Without going into all the details here (if there is a lot of interest I could add a thread in the 911 Relationship ER section) I guess my question is how evil am I and are there others out there who have felt this way?
Athol: Well Eat, Pray, Love refers to a book, but the answer to your questions is yes / no / kinda / sorta / it depends.
It’s usually a critical junction when one half of a couple changes their religious status, either becoming more religious, less religious, or changing religions. They can be a wide variety of changes in personal interests and personality from benign to quite alarming as someone changes from one religious viewpoint to another. It’s always hopeful that an inter-faith marriage will stay stable, but the more divergent the expressions of belief are, the greater the stress is on the marriage.
This is largely the same effect at work as shared beliefs of any sort. Two democrats or two republicans are likely going to be more comfortable married to each other than a democrat and a republican are. It’s all about being able to relax with each other at the end of the day instead of wanting to disagree about something. Same deal if someone suddenly becomes crazy about a diet while the other isn’t. It’s a relationship stress to have one of you wanting to eat Paleo and the other being a Vegetarian… though the old joke stands that if you really want to piss off a Vegetarian give them vegetables to eat… most of them just want to eat pasta all day.
The more fundamentalist (Wikipedia) the conversion the greater the stress on the relationship is. Note that Wikipedia link to fundamentalist covers Christian, Jewish, Islamic, Hindu and even Non-Religious fundamentalism. As soon as one half of the couple digs in their heels and states they are right and their partner is not merely in misguided disagreement, but utterly wrong… or even literally damned and/or evil for whatever reason… the relationship is heading for seriously choppy waters.
If you’ve ever had your partner educated as to your total failure of morality by their near entire social group, you’ll know just how hopeless your situation is. You could be a tax-paying, law abiding, full and complete stop on red, look both ways before you cross the street, girl scout cookie buying sweetheart, but having 20-30 people tell your spouse that failure to believe in [religious belief] turns you into a horrible fallen person hell bent on destroying everything precious and good… well, it has an effect. Speaking as a good evangelical Christian back in the day my first serious girlfriend was Catholic… it doesn’t take many people giving you “Godly frowns of concern” to make you feel uneasy about your relationship.
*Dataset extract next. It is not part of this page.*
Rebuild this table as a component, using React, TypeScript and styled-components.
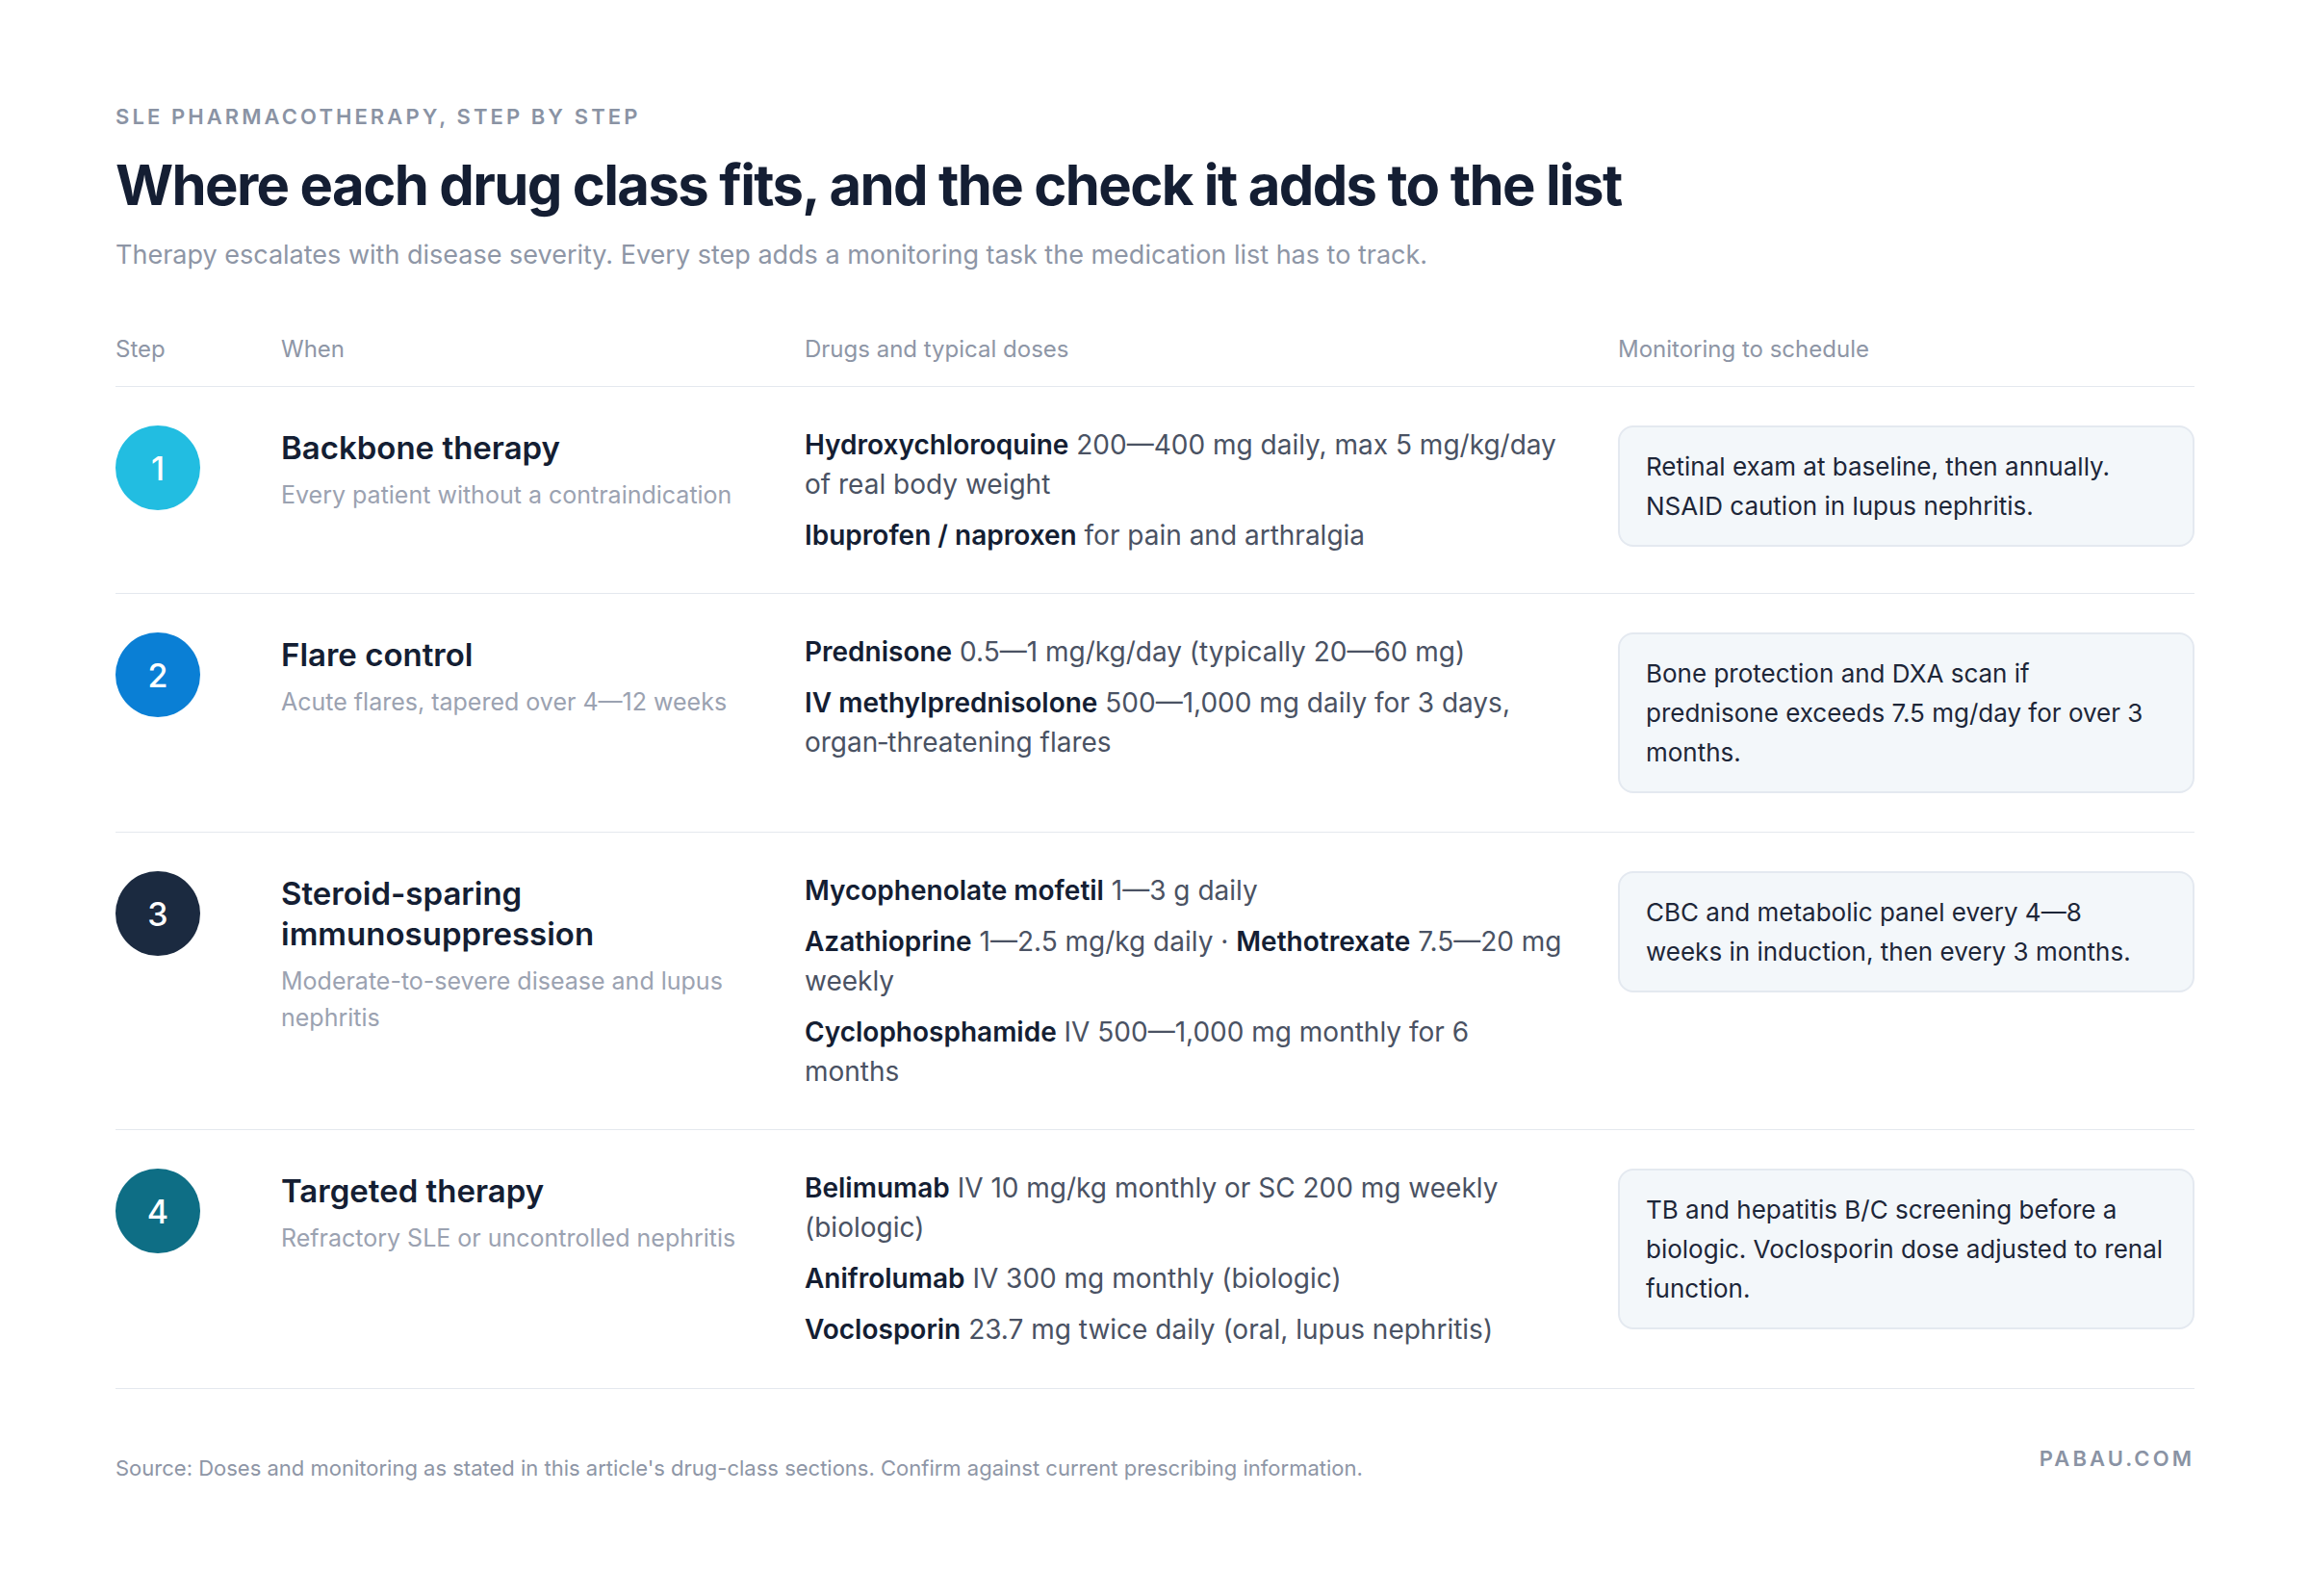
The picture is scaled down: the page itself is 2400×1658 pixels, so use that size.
import React from "react";
import styled, { createGlobalStyle } from "styled-components";

const GlobalStyle = createGlobalStyle`
  html, body { margin: 0; padding: 0; background: #ffffff; }
  body { font-family: Inter, "Noto Sans", sans-serif; -webkit-font-smoothing: antialiased; }
  * { box-sizing: border-box; }
`;

const Page = styled.main`
  width: 2400px;
  min-height: 1658px;
  padding: 107px 120px 0;
  background: #ffffff;
  color: #141e33;
`;

const Eyebrow = styled.div`
  font-size: 22px;
  line-height: 28px;
  font-weight: 600;
  letter-spacing: 0.14em;
  text-transform: uppercase;
  color: #8a93a4;
`;

const Title = styled.h1`
  margin: 23px 0 0;
  font-size: 58px;
  line-height: 68px;
  font-weight: 700;
  letter-spacing: -0.028em;
  color: #141e33;
`;

const Subtitle = styled.p`
  margin: 20px 0 0;
  font-size: 27px;
  line-height: 38px;
  font-weight: 400;
  color: #8e96a6;
`;

const Table = styled.section`
  margin-top: 63px;
`;

const Grid = styled.div`
  display: grid;
  grid-template-columns: 172px 544px 845px 1fr;
  border-bottom: 1px solid #e4e8ee;
`;

const HeadRow = styled(Grid)`
  padding-bottom: 22px;
`;

const HeadCell = styled.div`
  font-size: 24px;
  line-height: 32px;
  color: #8e96a6;
`;

const Row = styled(Grid)`
  padding: 40px 0;
  align-items: start;
`;

const Badge = styled.div<{ $bg: string }>`
  width: 88px;
  height: 88px;
  border-radius: 50%;
  background: ${(p) => p.$bg};
  color: #ffffff;
  display: flex;
  align-items: center;
  justify-content: center;
  font-size: 34px;
  font-weight: 500;
`;

const When = styled.div`
  padding-right: 44px;
  padding-top: 2px;
`;

const StepTitle = styled.h2`
  margin: 0;
  font-size: 33px;
  line-height: 42px;
  font-weight: 600;
  color: #141e33;
`;

const StepNote = styled.p`
  margin: 9px 0 0;
  font-size: 25px;
  line-height: 38px;
  font-weight: 400;
  color: #9ba2b1;
`;

const Drugs = styled.div`
  max-width: 790px;
  display: flex;
  flex-direction: column;
  gap: 12px;
`;

const DrugLine = styled.p`
  margin: 0;
  font-size: 28px;
  line-height: 40.8px;
  color: #4a5263;
`;

const DrugName = styled.strong`
  font-weight: 600;
  color: #141e33;
`;

const Monitor = styled.div<{ $balance?: boolean }>`
  background: #f3f7fa;
  border: 2px solid #e4e9f0;
  border-radius: 16px;
  padding: 20px 27px;
  font-size: 26px;
  line-height: 41px;
  color: #1d2638;
  text-wrap: ${(p) => (p.$balance ? "balance" : "wrap")};
`;

const Footer = styled.footer`
  display: flex;
  justify-content: space-between;
  align-items: flex-start;
  padding-top: 57px;
`;

const Source = styled.p`
  margin: 10px 0 0;
  font-size: 22px;
  line-height: 30px;
  color: #8e96a6;
`;

const Brand = styled.div`
  font-size: 22px;
  line-height: 30px;
  font-weight: 600;
  letter-spacing: 0.14em;
  color: #8a93a4;
`;

type Drug = { name: string; rest: React.ReactNode };
type Step = {
  n: number;
  color: string;
  title: string;
  note: string;
  drugs: Drug[][];
  monitor: string;
  balance?: boolean;
};

const steps: Step[] = [
  {
    n: 1,
    color: "#22bde1",
    title: "Backbone therapy",
    note: "Every patient without a contraindication",
    drugs: [
      [{ name: "Hydroxychloroquine", rest: " 200—400 mg daily, max 5 mg/kg/day of real body weight" }],
      [{ name: "Ibuprofen / naproxen", rest: " for pain and arthralgia" }],
    ],
    monitor: "Retinal exam at baseline, then annually. NSAID caution in lupus nephritis.",
  },
  {
    n: 2,
    color: "#0a7fd5",
    title: "Flare control",
    note: "Acute flares, tapered over 4—12 weeks",
    drugs: [
      [{ name: "Prednisone", rest: " 0.5—1 mg/kg/day (typically 20—60 mg)" }],
      [{ name: "IV methylprednisolone", rest: " 500—1,000 mg daily for 3 days, organ\u2011threatening flares" }],
    ],
    monitor: "Bone protection and DXA scan if prednisone exceeds 7.5 mg/day for over 3 months.",
  },
  {
    n: 3,
    color: "#1b2a40",
    title: "Steroid-sparing immunosuppression",
    note: "Moderate-to-severe disease and lupus nephritis",
    drugs: [
      [{ name: "Mycophenolate mofetil", rest: " 1—3 g daily" }],
      [
        { name: "Azathioprine", rest: " 1—2.5 mg/kg daily · " },
        { name: "Methotrexate", rest: " 7.5—20 mg weekly" },
      ],
      [{ name: "Cyclophosphamide", rest: " IV 500—1,000 mg monthly for 6 months" }],
    ],
    monitor: "CBC and metabolic panel every 4—8 weeks in induction, then every 3 months.",
    balance: true,
  },
  {
    n: 4,
    color: "#0e6e85",
    title: "Targeted therapy",
    note: "Refractory SLE or uncontrolled nephritis",
    drugs: [
      [{ name: "Belimumab", rest: " IV 10 mg/kg monthly or SC 200 mg weekly (biologic)" }],
      [{ name: "Anifrolumab", rest: " IV 300 mg monthly (biologic)" }],
      [{ name: "Voclosporin", rest: " 23.7 mg twice daily (oral, lupus nephritis)" }],
    ],
    monitor: "TB and hepatitis B/C screening before a biologic. Voclosporin dose adjusted to renal function.",
  },
];

export default function App() {
  return (
    <>
      <GlobalStyle />
      <Page>
        <Eyebrow>SLE pharmacotherapy, step by step</Eyebrow>
        <Title>Where each drug class fits, and the check it adds to the list</Title>
        <Subtitle>
          Therapy escalates with disease severity. Every step adds a monitoring task the medication list has to track.
        </Subtitle>
        <Table>
          <HeadRow>
            <HeadCell>Step</HeadCell>
            <HeadCell>When</HeadCell>
            <HeadCell>Drugs and typical doses</HeadCell>
            <HeadCell>Monitoring to schedule</HeadCell>
          </HeadRow>
          {steps.map((s) => (
            <Row key={s.n}>
              <Badge $bg={s.color}>{s.n}</Badge>
              <When>
                <StepTitle>{s.title}</StepTitle>
                <StepNote>{s.note}</StepNote>
              </When>
              <Drugs>
                {s.drugs.map((line, i) => (
                  <DrugLine key={i}>
                    {line.map((d) => (
                      <React.Fragment key={d.name}>
                        <DrugName>{d.name}</DrugName>
                        {d.rest}
                      </React.Fragment>
                    ))}
                  </DrugLine>
                ))}
              </Drugs>
              <Monitor $balance={s.balance}>{s.monitor}</Monitor>
            </Row>
          ))}
        </Table>
        <Footer>
          <Source>
            Source: Doses and monitoring as stated in this article's drug-class sections. Confirm against current prescribing information.
          </Source>
          <Brand>PABAU.COM</Brand>
        </Footer>
      </Page>
    </>
  );
}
That was a Catholic girl too, not even a clutch-the-pearls Non-Christian… that would have had people directly saying things to me like, “I’d like to encourage you to seek the Lord’s guidance”, which is how evangelicals tell you you’re retarded.
And yes I get that there are a wide variety of expressions of belief from rather insipid, to rather psychotic in intensity, even within each faith or even denomination. I’m painting with a wide brush here.
Anyway… back to the question at hand…
My knee jerk reaction to your situation is that you have two issues rather than one issue.
(1) The state of the marriage.
(2) Her interest in Catholicism.
What she’s saying is essentially, “Because of (1) I’m (2)” which is trying to turn it into one issue. This is a poor solution because the marriage issues aren’t going to be fixed by going to church and it is obviously driving a bigger wedge between you.
My advice would be to figure out the marriage issues as marriage issues, and allow the religious issue to be handled as a religious issue. So grab the free forum booklet and answer the nine triage questions in a 911 thread on the forum and people can help you get to the bottom of things.
Or put another way, if the marriage is chugging along just great, everyone getting along well, lots of sex and laughter… would it matter very much at all if she was a standard issue Catholic?
I will say this much though, I’m not convinced she’s been hiding it from you as a way of hurting you, more as a way of trying not to lose you in the process. When I became an atheist, I kept that a secret a looooooong time. I thought I was risking my marriage coming out about it, which because my faith was part and parcel of my attractiveness to Jennifer, I think it really was. When I finally told Jennifer she bawled her eyes out with me feeling like the worst husband ever. Even after that, it took fourteen years before I felt comfortable publicly identifying as an atheist.
Anyhoo…
As official MMSL policy, I personally don’t care what you believe or disbelieve in. I obviously self-identify as atheist because I don’t believe in a deity, but I’m not trying to actively convert anyone to that point of view on MMSL. I only try and get involved in religious issues on MMSL when it seems to be clearly screwing with the marriage. At this point the entire fabric of western civilization is sufficiently screwed up that individual marriages are like sandbags keeping back the flood-waters. I don’t care what type of sand you have in your bag, just that you have a sandbag that isn’t going to fall apart.